Now, here's the hard part. All lender fees are very negotiable. If you don't make them compete with each other, they will charge you far too much. It's unfortunate, but that's the way it is. They will reduce their fees and possibly their rates if you have them compete with each other. Here's how you're going to do that. Go to one and get prequalified and then they will give you an estimate of the costs and the monthly payments. Once you have that Good Faith Estimate, you take that to 2 other lenders and you ask them what they can do for you. They will beat the numbers given to you by your first lender, even if your first lender is your best friend. You then take the new good faith estimates back to the first lender and the first lender will reduce their price to beat these new estimates. You can do this about 2 or 3 times until they won't budge anymore. Then you select the best deal that works for you, keeping in mind who you are most comfortable with. Everyone hates this part of the process, but it will save you money.
Finally, once you have a ratified contract, don't finance any major purchases such as furniture or cars during the approval process. This could have a negative effect on your qualification for a loan.
7. Prepare for the Close (Transfer of Ownership)
Hazard and/or Flood Insurance
HO6 policy for condos
Hire attorney to search records, record documents, set up survey if recent one doesn’t exist
Make appointment for closing
Negotiate Home Inspection repairs and re-inspect
Set up transfer of utilities, change of address
HUD Settlement Statement
Final walk through
As soon as you get a ratified contract in step #5, you can begin working on the mortgage in step #6 and preparing for the closing in step #7. As well as obtaining a mortgage, you need insurance and a closing attorney. The bank will require a certain level of insurance on the home. You should certainly shop around for insurance. Their rates will vary widely. A new thing that has started recently is that they charge you now based on your credit score as well as the cost to replace the home.

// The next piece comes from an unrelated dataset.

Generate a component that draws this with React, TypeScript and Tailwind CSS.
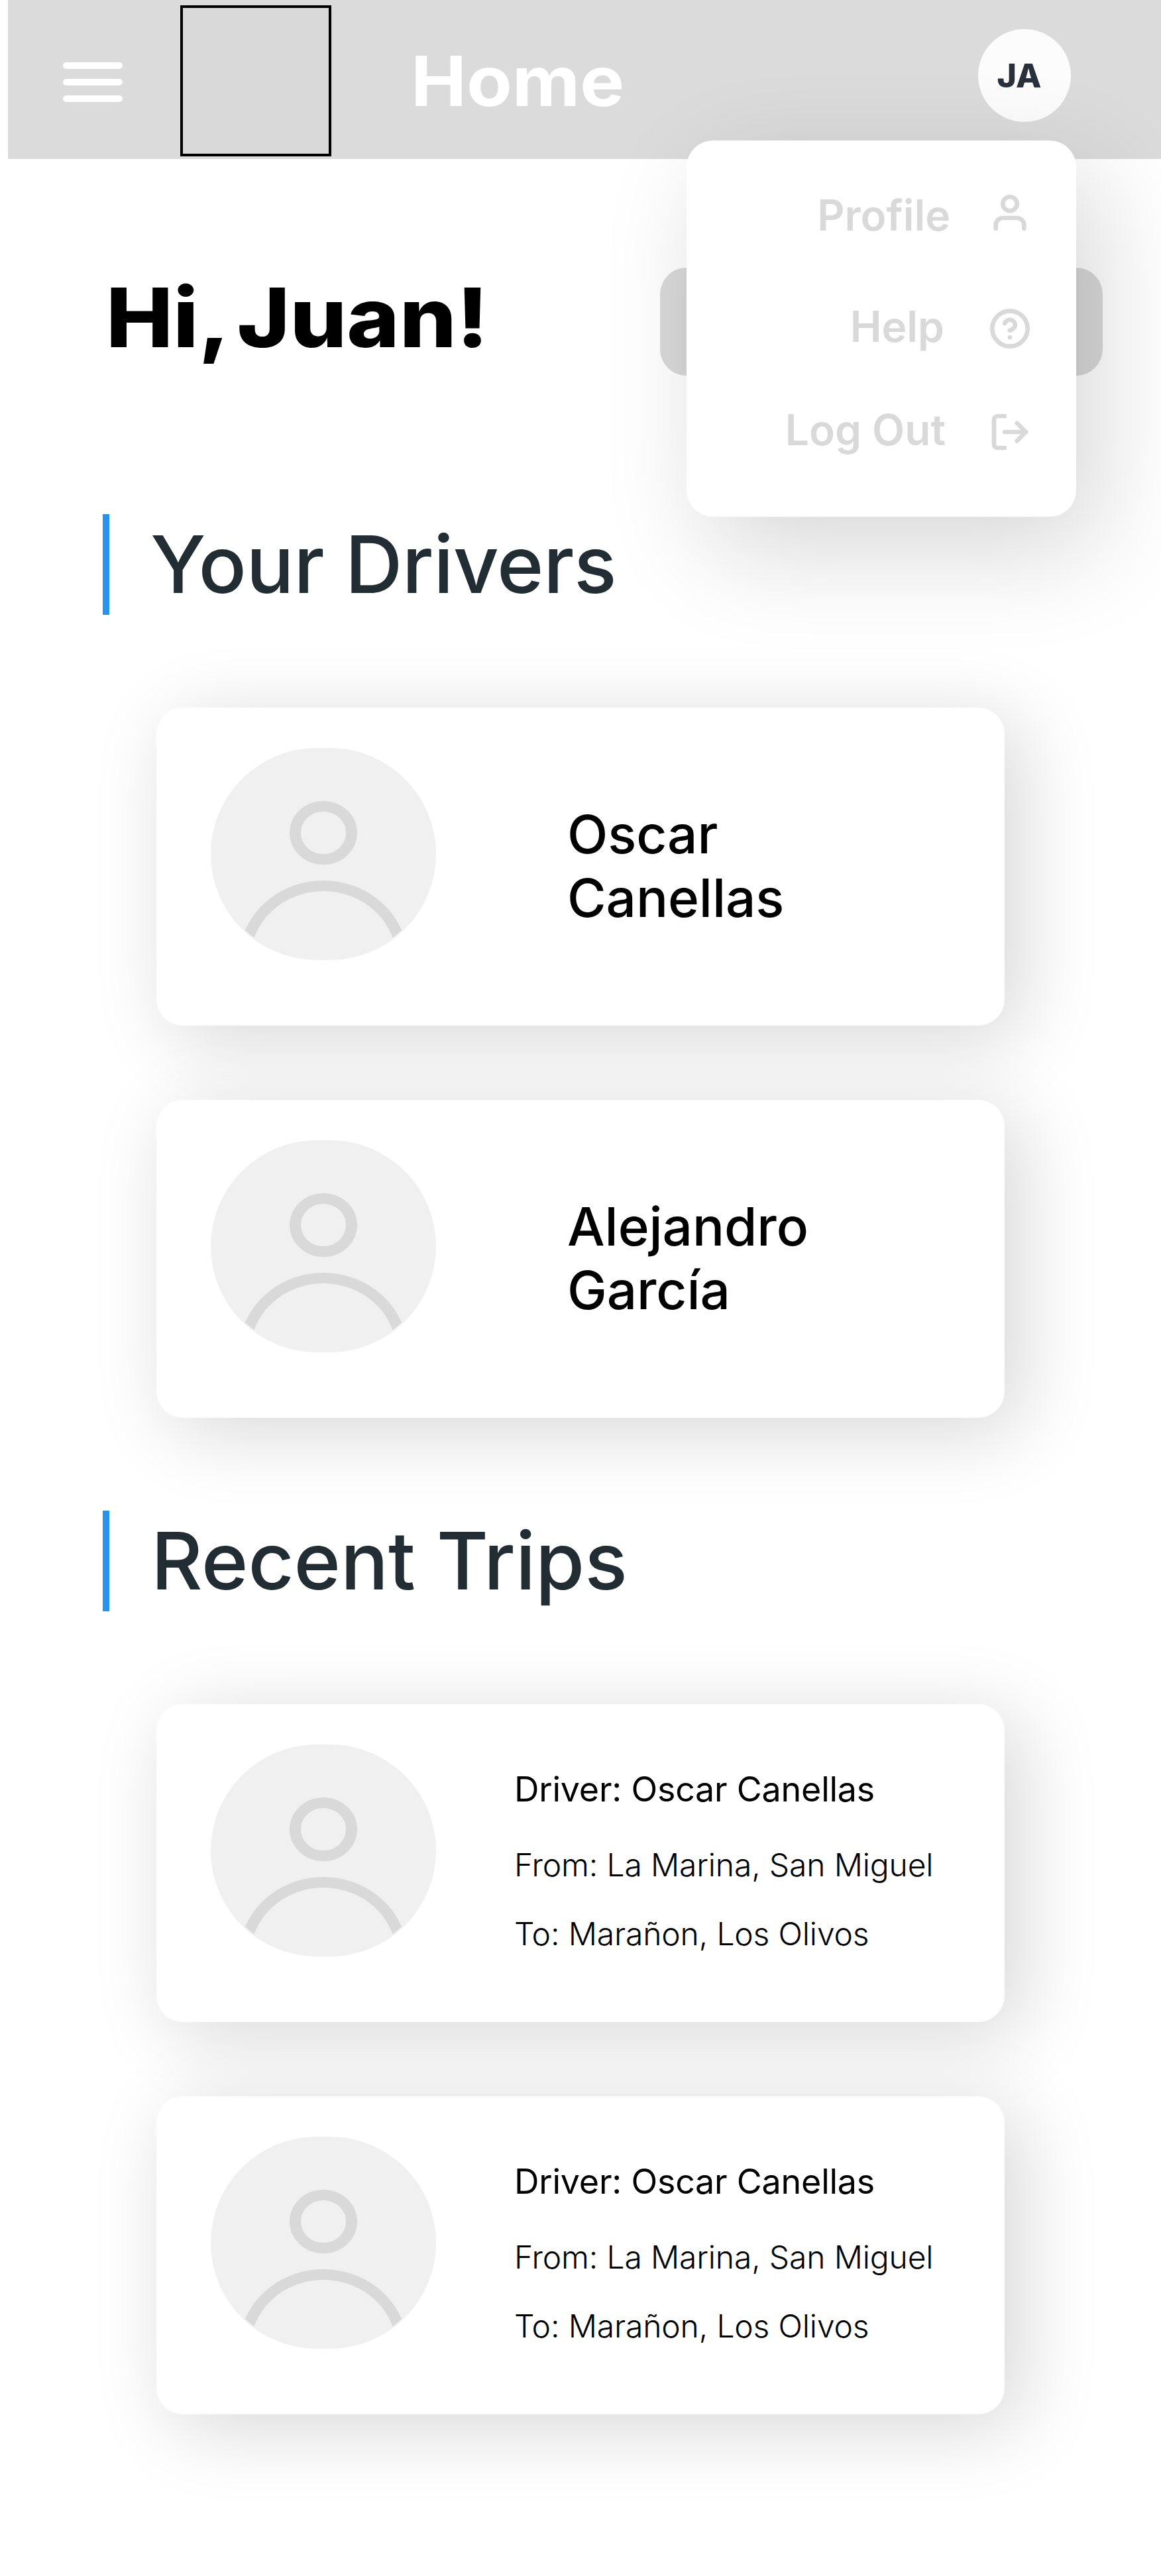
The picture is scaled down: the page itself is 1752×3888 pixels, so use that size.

You do not have to insure the land of course, but you will need liability insurance as well as hazard insurance. Liability insurance covers you in case someone gets injured while on your property. Hazard insurance covers fire, wind, hail, etc. You may need separate flood insurance as well depending on what flood zone the property is in. If you are buying a condo or townhouse, the insurance may be included in the regime fee. If so, you will still need a policy to cover the personal property contents you have inside the condo.
After you have negotiated the home inspection repairs, you should arrange to hire a closing attorney. This should be someone who does a lot of real estate closings. They will search the court records of the property, record all the documents involved, set up a survey if a recent one doesn't exist, coordinate with your lender and create the HUD settlement statement that shows all of the costs involved. Many times, the closing attorney will also have a title insurance company that will provide you with title insurance. This covers you and the bank in case there was something overlooked in the court records. Many of the attorney's fees are negotiable as well. Don't forget to actually make an appointment with the attorney for the closing. They get booked up near the end of the month.
As you get near the closing date, make sure to set up the transfer of utilities and change your address with the post office.
On the day of closing, you should do a final walk through of the home with your realtor to make sure everything is alright before you go to closing.
After we get a ratified contract, many of these steps will have to worked on simultaneously. This step involves hiring the closing attorney and actually setting up the closing. I don't recommend you do this until you are past the home inspection phase. You don't want to put the attorney to work until you are past that phase. Once both sides have agreed on the repair addendum, call your attorney and set up a closing date and time. They get busy toward the end of the month when most closings occur and you want to go ahead and book an appointment. Of course, you should have already called a few and found out their prices and found who you were most comfortable with. They will probably be providing you with title insurance as well, so ask them about that. Most closing attorneys own a title insurance company. It seems like a conflict of interest, but apparantly it's not. It just makes things easier. Title insurance is required by your lender. They are going to want to make sure they have title to the property even if the attorney missed something in the records.
The attorney will do a title search and make sure that there is a clear title to be conveyed. He will also record the sale in the court records after closing. His fees are part of that 3% of purchase price for closing costs and prepaid items. Attorney fees and lender fees make up most of the closing costs.
The attorney will coordinate to pay your chosen insurance company and the property taxes. He will also prepare the HUD settlement statement that shows all final costs to both the buyer and seller. You should receive this HUD statement for review at least 24 hours before closing, but it depends on how well your lender gets the closing instructions to the attorney. On the HUD statement, you will find the final amount that you are supposed to bring to closing. This will have to be in certified funds usually made out to the attorney. You also need to have your driver's license at closing.
Your realtor doesn't have to be at closing, but should make every effort to be there in case there are problems. Finally, you should make sure you get all the keys to the property and any instructions about security alarms.
After the closing, you can move into your new home. In step #7, you should have already set up the transfer of utilities and change of address. Once you move in, you may want to change all the locks. Who knows how many people might have keys to your home!?
Finally, if you are going to live in the home, make sure to apply for the 4% property tax rate. Many times the county will just charge you the 6% rate for renter occupied property if you don't make this application. That makes your taxes 50% more than they should be. Many people forget to do this. If you are over 65 years old, you can also apply for the Homestead Exemption which also reduces your property taxes.
Keep all your paperwork for your home in one place so that you can retrieve it when necessary.
You did it! You're going to get a big tax break now. You get to deduct the interest that you pay each month off of your federal tax return. In the first few years of your loan, the majority of your payment is interest. This can be a lot of income tax savings. You may also get to deduct some of your closing costs and property taxes.
Keep any and all paperwork for your home. When you go to sell it, you won't have to pay any income taxes on the gain as long as the gain is less than $500,000 for a married couple($250,000 for a single person) and you have lived in the home for at least 2 of the last five years. It's the only thing I know of where you can make that kind of profit and not have to pay any income taxes. You can buy a home, sell it in 2 years, and make a huge profit without paying income taxes on the profit!!